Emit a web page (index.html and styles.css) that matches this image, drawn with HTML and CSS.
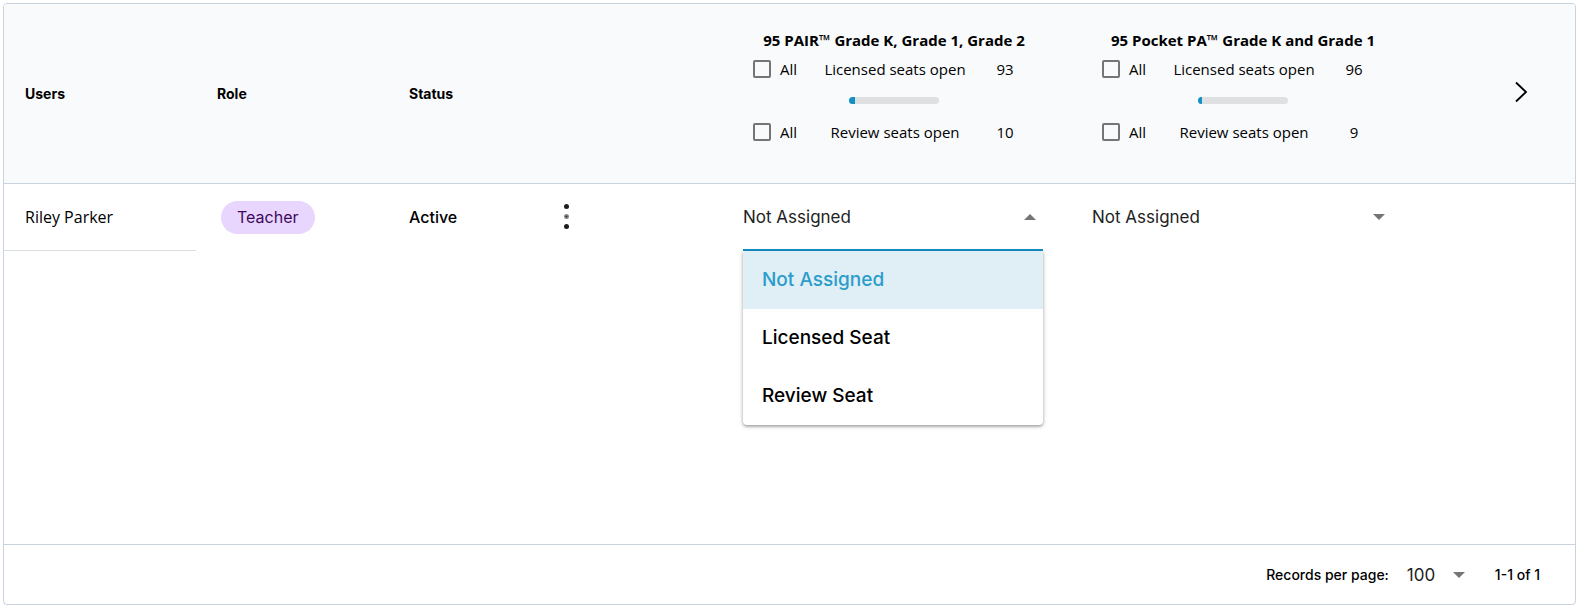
FILE: index.html
```html
<!DOCTYPE html>
<html lang="en">
<head>
    <meta charset="UTF-8">
    <meta name="viewport" content="width=device-width, initial-scale=1.0">
    <title>License Assignments</title>
    <link rel="stylesheet" href="styles.css">
</head>
<body>
    <div class="card">
        <table class="users-table">
            <colgroup>
                <col class="col-user">
                <col class="col-role">
                <col class="col-status">
                <col class="col-actions">
                <col class="col-product">
                <col class="col-product">
                <col class="col-next">
            </colgroup>
            <thead>
                <tr>
                    <th>Users</th>
                    <th>Role</th>
                    <th>Status</th>
                    <th></th>
                    <th class="product">
                        <div class="product-title">95 PAIR™ Grade K, Grade 1, Grade 2</div>
                        <div class="seats">
                            <label class="all"><input type="checkbox">All</label>
                            <span>Licensed seats open</span>
                            <span>93</span>
                        </div>
                        <div class="progress"><div class="progress-bar" style="width: 7%"></div></div>
                        <div class="seats">
                            <label class="all"><input type="checkbox">All</label>
                            <span>Review seats open</span>
                            <span>10</span>
                        </div>
                    </th>
                    <th class="product">
                        <div class="product-title">95 Pocket PA™ Grade K and Grade 1</div>
                        <div class="seats">
                            <label class="all"><input type="checkbox">All</label>
                            <span>Licensed seats open</span>
                            <span>96</span>
                        </div>
                        <div class="progress"><div class="progress-bar" style="width: 4%"></div></div>
                        <div class="seats">
                            <label class="all"><input type="checkbox">All</label>
                            <span>Review seats open</span>
                            <span>9</span>
                        </div>
                    </th>
                    <th class="next">
                        <button class="icon-button" aria-label="Next products">
                            <svg width="14" height="22" viewBox="0 0 14 22"><path d="M2 1.5 L12 11 L2 20.5" fill="none" stroke="#000" stroke-width="1.8"/></svg>
                        </button>
                    </th>
                </tr>
            </thead>
            <tbody>
                <tr>
                    <td class="user-name">Riley Parker</td>
                    <td><span class="badge">Teacher</span></td>
                    <td class="status">Active</td>
                    <td>
                        <button class="icon-button" aria-label="Actions">
                            <svg width="8" height="26" viewBox="0 0 8 26"><circle cx="3.5" cy="3.5" r="2.5" fill="#1d1d1d"/><circle cx="3.5" cy="13.5" r="2.5" fill="#888"/><circle cx="3.5" cy="13.5" r="1" fill="#333"/><circle cx="3.5" cy="23.5" r="2.5" fill="#1d1d1d"/></svg>
                        </button>
                    </td>
                    <td class="seat-cell">
                        <div class="select-box open">
                            <select aria-label="95 PAIR seat">
                                <option selected>Not Assigned</option>
                                <option>Licensed Seat</option>
                                <option>Review Seat</option>
                            </select>
                            <span class="arrow up"></span>
                            <div class="menu">
                                <button class="menu-item active">Not Assigned</button>
                                <button class="menu-item">Licensed Seat</button>
                                <button class="menu-item">Review Seat</button>
                            </div>
                        </div>
                    </td>
                    <td class="seat-cell">
                        <div class="select-box">
                            <select aria-label="95 Pocket PA seat">
                                <option selected>Not Assigned</option>
                                <option>Licensed Seat</option>
                                <option>Review Seat</option>
                            </select>
                            <span class="arrow"></span>
                        </div>
                    </td>
                    <td></td>
                </tr>
            </tbody>
        </table>

        <div class="footer">
            <label for="perPage">Records per page:</label>
            <div class="page-select">
                <select id="perPage">
                    <option>25</option>
                    <option>50</option>
                    <option selected>100</option>
                </select>
                <span class="arrow"></span>
            </div>
            <span>1-1 of 1</span>
        </div>
    </div>
</body>
</html>
```
FILE: styles.css
```css
* {
    box-sizing: border-box;
}
body {
    margin: 0;
    padding: 3px 4px 4px 3px;
    min-height: 100vh;
    display: flex;
    font-family: Inter, sans-serif;
    color: #000;
    background: #fff;
}
.card {
    flex: 1;
    display: flex;
    flex-direction: column;
    border: 1px solid #c9d3dd;
    border-radius: 4px;
}
.users-table {
    width: 100%;
    table-layout: fixed;
    border-collapse: separate;
    border-spacing: 0;
}
.col-user, .col-role {
    width: 192px;
}
.col-status {
    width: 154px;
}
.col-actions {
    width: 180px;
}
.col-product {
    width: 349px;
}
.col-next {
    width: 155px;
}
th {
    height: 180px;
    padding: 0 0 0 21px;
    text-align: left;
    font-size: 14px;
    font-weight: 700;
    background: #f9fafc;
    border-bottom: 1px solid #c9d3dd;
}
th:first-child {
    border-top-left-radius: 3px;
}
th:last-child {
    border-top-right-radius: 3px;
}
.product {
    padding: 26px 36px 0 31px;
    vertical-align: top;
    font-family: "Open Sans", sans-serif;
    font-size: 15px;
    line-height: 20px;
    font-weight: 400;
}
.product-title {
    text-align: center;
    font-weight: 700;
    white-space: nowrap;
}
.seats {
    display: grid;
    grid-template-columns: 62px 1fr 60px;
    margin-top: 9px;
    text-align: center;
}
.all {
    display: flex;
    align-items: center;
    gap: 9px;
}
.all input {
    appearance: none;
    width: 18px;
    height: 18px;
    margin: 0;
    border: 2px solid #757575;
    border-radius: 2px;
}
.progress {
    width: 90px;
    height: 7px;
    margin: 18px auto;
    border-radius: 4px;
    background: #dfe0e2;
    overflow: hidden;
}
.progress-bar {
    height: 100%;
    background: #1490c5;
}
.next {
    padding: 0;
    text-align: center;
}
.next .icon-button {
    margin-left: 46px;
}
.icon-button {
    padding: 0;
    border: none;
    background: none;
    cursor: pointer;
}
.icon-button svg {
    display: block;
}
td {
    height: 67px;
    padding: 0 0 0 21px;
    font-size: 16px;
}
.user-name {
    font-family: "Open Sans", sans-serif;
    font-size: 16px;
    border-bottom: 1px solid #dcdfe2;
}
.badge {
    display: inline-block;
    padding: 0 16px;
    margin-left: 4px;
    line-height: 33px;
    border-radius: 17px;
    color: #3c0a5c;
    background: #e8d6ff;
}
.status {
    padding-bottom: 2px;
    font-weight: 500;
}
.seat-cell {
    padding: 0 28px 0 21px;
}
.select-box {
    position: relative;
    display: flex;
    align-items: center;
    height: 67px;
    padding-right: 7px;
    border-bottom: 2px solid transparent;
}
.select-box.open {
    border-bottom-color: #1490c5;
}
select {
    appearance: none;
    flex: 1;
    padding: 0;
    border: none;
    background: none;
    font-family: Inter, sans-serif;
    font-size: 17px;
    line-height: 24px;
    color: #222;
}
.arrow {
    border: 6px solid transparent;
    border-top-color: #757575;
    border-bottom: none;
}
.arrow.up {
    border-top: none;
    border-bottom: 6px solid #757575;
}
.menu {
    position: absolute;
    top: 67px;
    left: 0;
    right: 0;
    background: #fff;
    border-radius: 0 0 4px 4px;
    box-shadow: 0 1px 4px rgba(0,0,0,0.3), 0 2px 2px rgba(0,0,0,0.15);
}
.menu-item {
    display: block;
    width: 100%;
    padding: 0 19px;
    border: none;
    background: none;
    text-align: left;
    font-family: Inter, sans-serif;
    font-size: 19px;
    font-weight: 500;
    line-height: 58px;
    color: #000;
    cursor: pointer;
}
.menu-item.active {
    color: #2b9dcb;
    background: #e0eef6;
}
.footer {
    display: flex;
    justify-content: flex-end;
    align-items: center;
    height: 60px;
    margin-top: auto;
    padding-right: 35px;
    border-top: 1px solid #c9d3dd;
    font-size: 14px;
    font-weight: 500;
}
.page-select {
    display: flex;
    align-items: center;
    width: 58px;
    margin: 0 30px 0 18px;
}
```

===

- _What you will do_
Reproduce each line exactly, please, except for any pictures.

- _Written solution_
Emit a web page (index.html and styles.css) that matches this image, drawn with HTML and CSS.
FILE: index.html
```html
<!DOCTYPE html>
<html lang="en">
<head>
    <meta charset="UTF-8">
    <meta name="viewport" content="width=device-width, initial-scale=1.0">
    <title>License Assignments</title>
    <link rel="stylesheet" href="styles.css">
</head>
<body>
    <div class="card">
        <table class="users-table">
            <colgroup>
                <col class="col-user">
                <col class="col-role">
                <col class="col-status">
                <col class="col-actions">
                <col class="col-product">
                <col class="col-product">
                <col class="col-next">
            </colgroup>
            <thead>
                <tr>
                    <th>Users</th>
                    <th>Role</th>
                    <th>Status</th>
                    <th></th>
                    <th class="product">
                        <div class="product-title">95 PAIR™ Grade K, Grade 1, Grade 2</div>
                        <div class="seats">
                            <label class="all"><input type="checkbox">All</label>
                            <span>Licensed seats open</span>
                            <span>93</span>
                        </div>
                        <div class="progress"><div class="progress-bar" style="width: 7%"></div></div>
                        <div class="seats">
                            <label class="all"><input type="checkbox">All</label>
                            <span>Review seats open</span>
                            <span>10</span>
                        </div>
                    </th>
                    <th class="product">
                        <div class="product-title">95 Pocket PA™ Grade K and Grade 1</div>
                        <div class="seats">
                            <label class="all"><input type="checkbox">All</label>
                            <span>Licensed seats open</span>
                            <span>96</span>
                        </div>
                        <div class="progress"><div class="progress-bar" style="width: 4%"></div></div>
                        <div class="seats">
                            <label class="all"><input type="checkbox">All</label>
                            <span>Review seats open</span>
                            <span>9</span>
                        </div>
                    </th>
                    <th class="next">
                        <button class="icon-button" aria-label="Next products">
                            <svg width="14" height="22" viewBox="0 0 14 22"><path d="M2 1.5 L12 11 L2 20.5" fill="none" stroke="#000" stroke-width="1.8"/></svg>
                        </button>
                    </th>
                </tr>
            </thead>
            <tbody>
                <tr>
                    <td class="user-name">Riley Parker</td>
                    <td><span class="badge">Teacher</span></td>
                    <td class="status">Active</td>
                    <td>
                        <button class="icon-button" aria-label="Actions">
                            <svg width="8" height="26" viewBox="0 0 8 26"><circle cx="3.5" cy="3.5" r="2.5" fill="#1d1d1d"/><circle cx="3.5" cy="13.5" r="2.5" fill="#888"/><circle cx="3.5" cy="13.5" r="1" fill="#333"/><circle cx="3.5" cy="23.5" r="2.5" fill="#1d1d1d"/></svg>
                        </button>
                    </td>
                    <td class="seat-cell">
                        <div class="select-box open">
                            <select aria-label="95 PAIR seat">
                                <option selected>Not Assigned</option>
                                <option>Licensed Seat</option>
                                <option>Review Seat</option>
                            </select>
                            <span class="arrow up"></span>
                            <div class="menu">
                                <button class="menu-item active">Not Assigned</button>
                                <button class="menu-item">Licensed Seat</button>
                                <button class="menu-item">Review Seat</button>
                            </div>
                        </div>
                    </td>
                    <td class="seat-cell">
                        <div class="select-box">
                            <select aria-label="95 Pocket PA seat">
                                <option selected>Not Assigned</option>
                                <option>Licensed Seat</option>
                                <option>Review Seat</option>
                            </select>
                            <span class="arrow"></span>
                        </div>
                    </td>
                    <td></td>
                </tr>
            </tbody>
        </table>

        <div class="footer">
            <label for="perPage">Records per page:</label>
            <div class="page-select">
                <select id="perPage">
                    <option>25</option>
                    <option>50</option>
                    <option selected>100</option>
                </select>
                <span class="arrow"></span>
            </div>
            <span>1-1 of 1</span>
        </div>
    </div>
</body>
</html>
```
FILE: styles.css
```css
* {
    box-sizing: border-box;
}
body {
    margin: 0;
    padding: 3px 4px 4px 3px;
    min-height: 100vh;
    display: flex;
    font-family: Inter, sans-serif;
    color: #000;
    background: #fff;
}
.card {
    flex: 1;
    display: flex;
    flex-direction: column;
    border: 1px solid #c9d3dd;
    border-radius: 4px;
}
.users-table {
    width: 100%;
    table-layout: fixed;
    border-collapse: separate;
    border-spacing: 0;
}
.col-user, .col-role {
    width: 192px;
}
.col-status {
    width: 154px;
}
.col-actions {
    width: 180px;
}
.col-product {
    width: 349px;
}
.col-next {
    width: 155px;
}
th {
    height: 180px;
    padding: 0 0 0 21px;
    text-align: left;
    font-size: 14px;
    font-weight: 700;
    background: #f9fafc;
    border-bottom: 1px solid #c9d3dd;
}
th:first-child {
    border-top-left-radius: 3px;
}
th:last-child {
    border-top-right-radius: 3px;
}
.product {
    padding: 26px 36px 0 31px;
    vertical-align: top;
    font-family: "Open Sans", sans-serif;
    font-size: 15px;
    line-height: 20px;
    font-weight: 400;
}
.product-title {
    text-align: center;
    font-weight: 700;
    white-space: nowrap;
}
.seats {
    display: grid;
    grid-template-columns: 62px 1fr 60px;
    margin-top: 9px;
    text-align: center;
}
.all {
    display: flex;
    align-items: center;
    gap: 9px;
}
.all input {
    appearance: none;
    width: 18px;
    height: 18px;
    margin: 0;
    border: 2px solid #757575;
    border-radius: 2px;
}
.progress {
    width: 90px;
    height: 7px;
    margin: 18px auto;
    border-radius: 4px;
    background: #dfe0e2;
    overflow: hidden;
}
.progress-bar {
    height: 100%;
    background: #1490c5;
}
.next {
    padding: 0;
    text-align: center;
}
.next .icon-button {
    margin-left: 46px;
}
.icon-button {
    padding: 0;
    border: none;
    background: none;
    cursor: pointer;
}
.icon-button svg {
    display: block;
}
td {
    height: 67px;
    padding: 0 0 0 21px;
    font-size: 16px;
}
.user-name {
    font-family: "Open Sans", sans-serif;
    font-size: 16px;
    border-bottom: 1px solid #dcdfe2;
}
.badge {
    display: inline-block;
    padding: 0 16px;
    margin-left: 4px;
    line-height: 33px;
    border-radius: 17px;
    color: #3c0a5c;
    background: #e8d6ff;
}
.status {
    padding-bottom: 2px;
    font-weight: 500;
}
.seat-cell {
    padding: 0 28px 0 21px;
}
.select-box {
    position: relative;
    display: flex;
    align-items: center;
    height: 67px;
    padding-right: 7px;
    border-bottom: 2px solid transparent;
}
.select-box.open {
    border-bottom-color: #1490c5;
}
select {
    appearance: none;
    flex: 1;
    padding: 0;
    border: none;
    background: none;
    font-family: Inter, sans-serif;
    font-size: 17px;
    line-height: 24px;
    color: #222;
}
.arrow {
    border: 6px solid transparent;
    border-top-color: #757575;
    border-bottom: none;
}
.arrow.up {
    border-top: none;
    border-bottom: 6px solid #757575;
}
.menu {
    position: absolute;
    top: 67px;
    left: 0;
    right: 0;
    background: #fff;
    border-radius: 0 0 4px 4px;
    box-shadow: 0 1px 4px rgba(0,0,0,0.3), 0 2px 2px rgba(0,0,0,0.15);
}
.menu-item {
    display: block;
    width: 100%;
    padding: 0 19px;
    border: none;
    background: none;
    text-align: left;
    font-family: Inter, sans-serif;
    font-size: 19px;
    font-weight: 500;
    line-height: 58px;
    color: #000;
    cursor: pointer;
}
.menu-item.active {
    color: #2b9dcb;
    background: #e0eef6;
}
.footer {
    display: flex;
    justify-content: flex-end;
    align-items: center;
    height: 60px;
    margin-top: auto;
    padding-right: 35px;
    border-top: 1px solid #c9d3dd;
    font-size: 14px;
    font-weight: 500;
}
.page-select {
    display: flex;
    align-items: center;
    width: 58px;
    margin: 0 30px 0 18px;
}
```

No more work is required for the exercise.